◆ What is being asked: Search the material below for the string "index" and list each line that holds it.

◆ Data provided:
__________________________________________________

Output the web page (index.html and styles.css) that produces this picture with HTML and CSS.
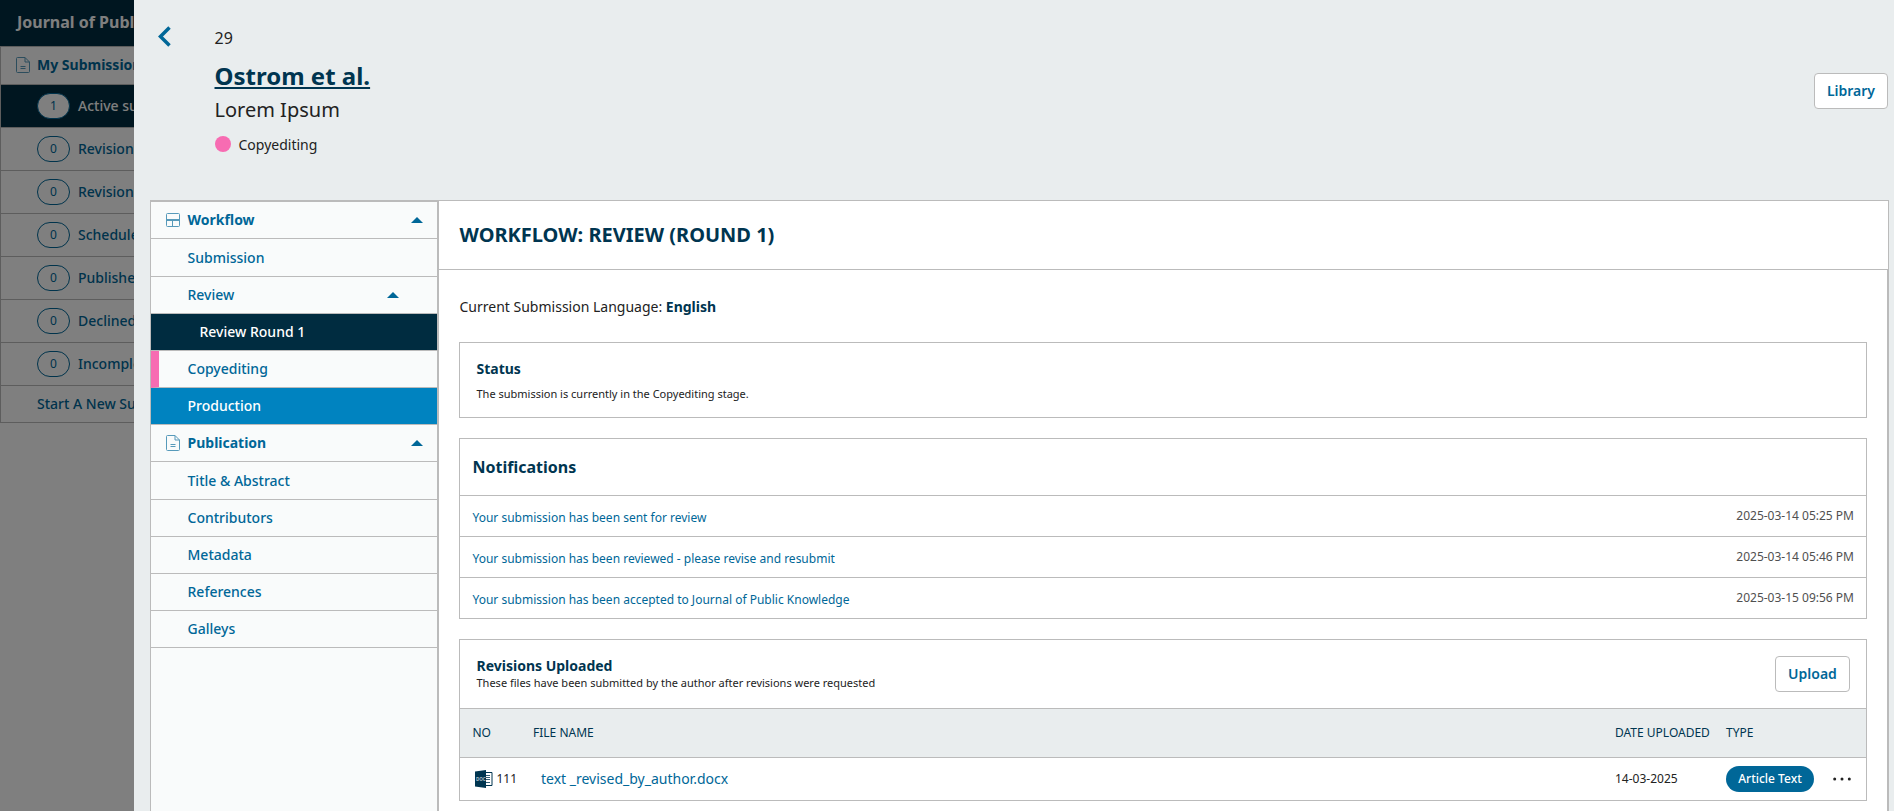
FILE: index.html
```
<!DOCTYPE html>
<html lang="en">
<head>
<meta charset="utf-8">
<title>Journal of Public Knowledge</title>
<link rel="stylesheet" href="styles.css">
</head>
<body>
<div class="page">
  <header class="topbar">Journal of Publ</header>
  <nav class="dash">
    <div class="dash-head">
      <svg class="doc" width="14" height="16" viewBox="0 0 14 16"><path d="M.5 1.500a1 1 0 0 1 1-1H9L13.500 5v9.500a1 1 0 0 1-1 1h-11a1 1 0 0 1-1-1zM9 .5V5h4.500M4.500 9.500h5M4.500 11.500h5"/></svg>
      <b>My Submissions</b>
    </div>
    <div class="dash-row on"><i>1</i>Active su</div>
    <div class="dash-row"><i>0</i>Revisions</div>
    <div class="dash-row"><i>0</i>Revisions</div>
    <div class="dash-row"><i>0</i>Scheduled</div>
    <div class="dash-row"><i>0</i>Published</div>
    <div class="dash-row"><i>0</i>Declined</div>
    <div class="dash-row"><i>0</i>Incomple</div>
    <div class="dash-new">Start A New Su</div>
  </nav>
</div>
<div class="overlay">
  <section class="panel">
    <header class="head">
      <svg class="back" width="13" height="21" viewBox="0 0 13 21"><path d="M11.500 1.500 2.500 10.500l9 9"/></svg>
      <div class="head-text">
        <div class="num">29</div>
        <h1>Ostrom et al.</h1>
        <div class="sub">Lorem Ipsum</div>
        <div class="stage"><span class="dot"></span>Copyediting</div>
      </div>
      <button class="btn library">Library</button>
    </header>
    <div class="body">
      <nav class="side">
        <div class="item group">
          <svg class="flow" width="14" height="14" viewBox="0 0 14 14"><rect x=".5" y=".5" width="13" height="13" rx="1"/><path d="M.5 6.500h13M.5 7.500h13M6.500 7v6.500"/></svg>
          Workflow<span class="caret"></span></div>
        <div class="item first">Submission</div>
        <div class="item review">Review<span class="caret"></span></div>
        <div class="item round">Review Round 1</div>
        <div class="item current">Copyediting</div>
        <div class="item production">Production</div>
        <div class="item group">
          <svg class="doc" width="14" height="16" viewBox="0 0 14 16"><path d="M.5 1.500a1 1 0 0 1 1-1H9L13.500 5v9.500a1 1 0 0 1-1 1h-11a1 1 0 0 1-1-1zM9 .5V5h4.500M4.500 9.500h5M4.500 11.500h5"/></svg>
          Publication<span class="caret"></span></div>
        <div class="item first">Title &amp; Abstract</div>
        <div class="item">Contributors</div>
        <div class="item">Metadata</div>
        <div class="item">References</div>
        <div class="item">Galleys</div>
      </nav>
      <main class="main">
        <h2>WORKFLOW: REVIEW (ROUND 1)</h2>
        <div class="content">
          <p class="lang">Current Submission Language: <b>English</b></p>
          <section class="card status">
            <h3>Status</h3>
            <p>The submission is currently in the Copyediting stage.</p>
          </section>
          <section class="card notes">
            <h4>Notifications</h4>
            <div class="note"><a>Your submission has been sent for review</a><time>2025-03-14 05:25 PM</time></div>
            <div class="note"><a>Your submission has been reviewed - please revise and resubmit</a><time>2025-03-14 05:46 PM</time></div>
            <div class="note"><a>Your submission has been accepted to Journal of Public Knowledge</a><time>2025-03-15 09:56 PM</time></div>
          </section>
          <section class="card files">
            <div class="files-head">
              <div><h3>Revisions Uploaded</h3><p>These files have been submitted by the author after revisions were requested</p></div>
              <button class="btn upload">Upload</button>
            </div>
            <div class="grid thead"><span>NO</span><span>FILE NAME</span><span>DATE UPLOADED</span><span>TYPE</span><span></span></div>
            <div class="grid trow">
              <span class="no"><svg width="18" height="18" viewBox="0 0 18 18"><path class="sheet" d="M10.500 2.500h6.500v13h-6.500"/><path class="lines" d="M11 5.500h4M11 7.500h4M11 9.500h4M11 12.500h4"/><path class="cover" d="M0 1.500 11 0v18L0 16.500z"/><text x="1" y="11.200">DOC</text></svg>111</span>
              <a class="fname">text _revised_by_author.docx</a>
              <span>14-03-2025</span>
              <span><span class="tag">Article Text</span></span>
              <svg class="more" width="18" height="4" viewBox="0 0 18 4"><circle cx="1.700" cy="2" r="1.500"/><circle cx="9" cy="2" r="1.500"/><circle cx="16.300" cy="2" r="1.500"/></svg>
            </div>
          </section>
        </div>
      </main>
    </div>
  </section>
</div>
</body>
</html>
```
FILE: styles.css
```
* { box-sizing: border-box; }
html, body { height: 100%; }
body {
  margin: 0;
  overflow: hidden;
  background: #fff;
  color: #222;
  font: 14px/20px "Noto Sans", sans-serif;
}
h1, h2, h3, h4, p { margin: 0; }
svg { flex: none; }

.topbar {
  height: 46px;
  padding: 0 17px;
  background: #002c40;
  color: #fff;
  font-size: 16px;
  font-weight: 700;
  line-height: 45px;
}
.dash {
  width: 320px;
  border: 1px solid #bbb;
  border-bottom: 0;
  color: #006798;
  font-weight: 500;
  white-space: nowrap;
}
.dash-head {
  display: flex;
  align-items: center;
  gap: 7px;
  height: 38px;
  padding: 0 15px 1px;
  border-bottom: 1px solid #bbb;
}
.dash-row {
  display: flex;
  align-items: center;
  gap: 8px;
  height: 43px;
  padding-left: 36px;
  border-bottom: 1px solid #bbb;
}
.dash-row i {
  width: 33px;
  height: 26px;
  border: 1px solid #006798;
  border-radius: 13px;
  font-size: 12px;
  font-style: normal;
  font-weight: 400;
  line-height: 24px;
  text-align: center;
}
.dash-row.on { background: #002c40; color: #fff; }
.dash-row.on i { background: #fff; color: #006798; }
.dash-new { height: 37px; padding-left: 36px; border-bottom: 1px solid #bbb; line-height: 36px; }

.doc, .flow { fill: none; stroke: #006798; stroke-width: 1; opacity: .65; }

.overlay { position: absolute; inset: 0; padding-left: 134px; background: rgba(0, 0, 0, .5); }
.panel { display: flex; flex-direction: column; height: 100%; background: #e9edee; }
.head { display: flex; flex: none; height: 200px; padding: 26px 6px 0 24px; }
.back { width: 13px; margin-right: 43.500px; fill: none; stroke: #006798; stroke-width: 3.500; }
.head-text { flex: 1; }
.num { font-size: 16px; line-height: 24px; }
h1 {
  margin-top: 10px;
  color: #003550;
  font-size: 24px;
  line-height: 32px;
  text-decoration: underline;
}
.sub { margin-top: 4px; font-size: 20px; line-height: 28px; }
.stage { display: flex; gap: 8px; margin-top: 11px; }
.dot { width: 16px; height: 16px; margin-top: 1px; border-radius: 50%; background: #f76cb2; }
.btn {
  height: 36px;
  padding: 0;
  border: 1px solid #bbb;
  border-radius: 4px;
  background: #fff;
  color: #006798;
  font: 600 14px/34px "Noto Sans", sans-serif;
}
.library { width: 74px; margin-top: 47px; }
.upload { width: 75px; }

.body { display: flex; flex: 1; min-height: 0; padding: 0 5px 0 16px; }
.side {
  flex: none;
  width: 289px;
  border: solid #bbb;
  border-width: 2px 2px 0 1px;
  background: #f9fbfb;
  color: #006798;
  font-weight: 500;
}
.item {
  display: flex;
  align-items: center;
  height: 37px;
  padding-left: 36.500px;
  border-bottom: 1px solid #bbb;
}
.first { height: 38px; }
.group { gap: 7.500px; padding-left: 15px; font-weight: 700; }
.caret {
  width: 12px;
  margin: 0 14px 0 auto;
  border: solid transparent;
  border-width: 0 6px 6px;
  border-bottom-color: #006798;
}
.review .caret { margin-right: 38px; }
.round { padding-left: 48.500px; background: #002c40; color: #fff; }
.current { padding-left: 28.500px; border-left: 8px solid #f76cb2; }
.production { background: #0083c0; color: #fff; }

.main {
  display: flex;
  flex: 1;
  flex-direction: column;
  overflow: hidden;
  border-top: 1px solid #bbb;
  border-right: 1px solid #bbb;
  background: #fff;
}
h2 {
  padding: 0 20.500px;
  border-bottom: 1px solid #bbb;
  color: #003550;
  font-size: 20px;
  line-height: 68px;
}
.content { flex: 1; padding: 27px 20px 0; border-right: 1px solid #bbb; }
.lang { padding-left: .5px; }
b, h3, h4 { font-weight: 700; }
.lang b, h3, h4 { color: #003550; }
.card { border: 1px solid #bbb; margin-top: 20px; }
.card p { font-size: 11px; line-height: 16px; }
h3 { font-size: 14px; line-height: 20px; }
.status { height: 76px; margin-top: 25px; padding: 16px 16.500px; }
.status p { margin-top: 7px; }
h4 { padding: 0 12.500px; font-size: 16px; line-height: 56px; }
.note {
  display: flex;
  justify-content: space-between;
  height: 41px;
  padding: 0 12px 0 12.500px;
  border-top: 1px solid #bbb;
  font-size: 12px;
  line-height: 40px;
}
.note a { padding-top: 2px; color: #006798; }
.note time { color: #505050; }
.files-head { display: flex; justify-content: space-between; height: 68px; padding: 16px 16px 0 16.500px; }
.files-head p { margin-top: -1px; }
.grid {
  display: grid;
  grid-template-columns: 60.500px 1fr 111px 107px 33px;
  align-items: center;
  padding-left: 12.500px;
  border-top: 1px solid #bbb;
  font-size: 12px;
}
.thead { height: 49px; background: #e9edee; color: #003550; }
.trow { height: 43px; }
.no { display: flex; align-items: center; gap: 4px; padding-left: 2px; }
.sheet { fill: #fff; stroke: #003550; }
.lines { fill: none; stroke: #003550; stroke-width: .8; }
.cover { fill: #003550; }
.no text { fill: #aebfc8; font-size: 4.500px; font-weight: 700; }
.fname { padding-left: 8px; color: #006798; font-size: 14px; }
.tag {
  display: block;
  width: 88px;
  height: 26px;
  border-radius: 13px;
  background: #006798;
  color: #fff;
  font-weight: 500;
  line-height: 26px;
  text-align: center;
}
.more { fill: #222; }
```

__________________________________________________

◆ The reply:
Output the web page (index.html and styles.css) that produces this picture with HTML and CSS.
FILE: index.html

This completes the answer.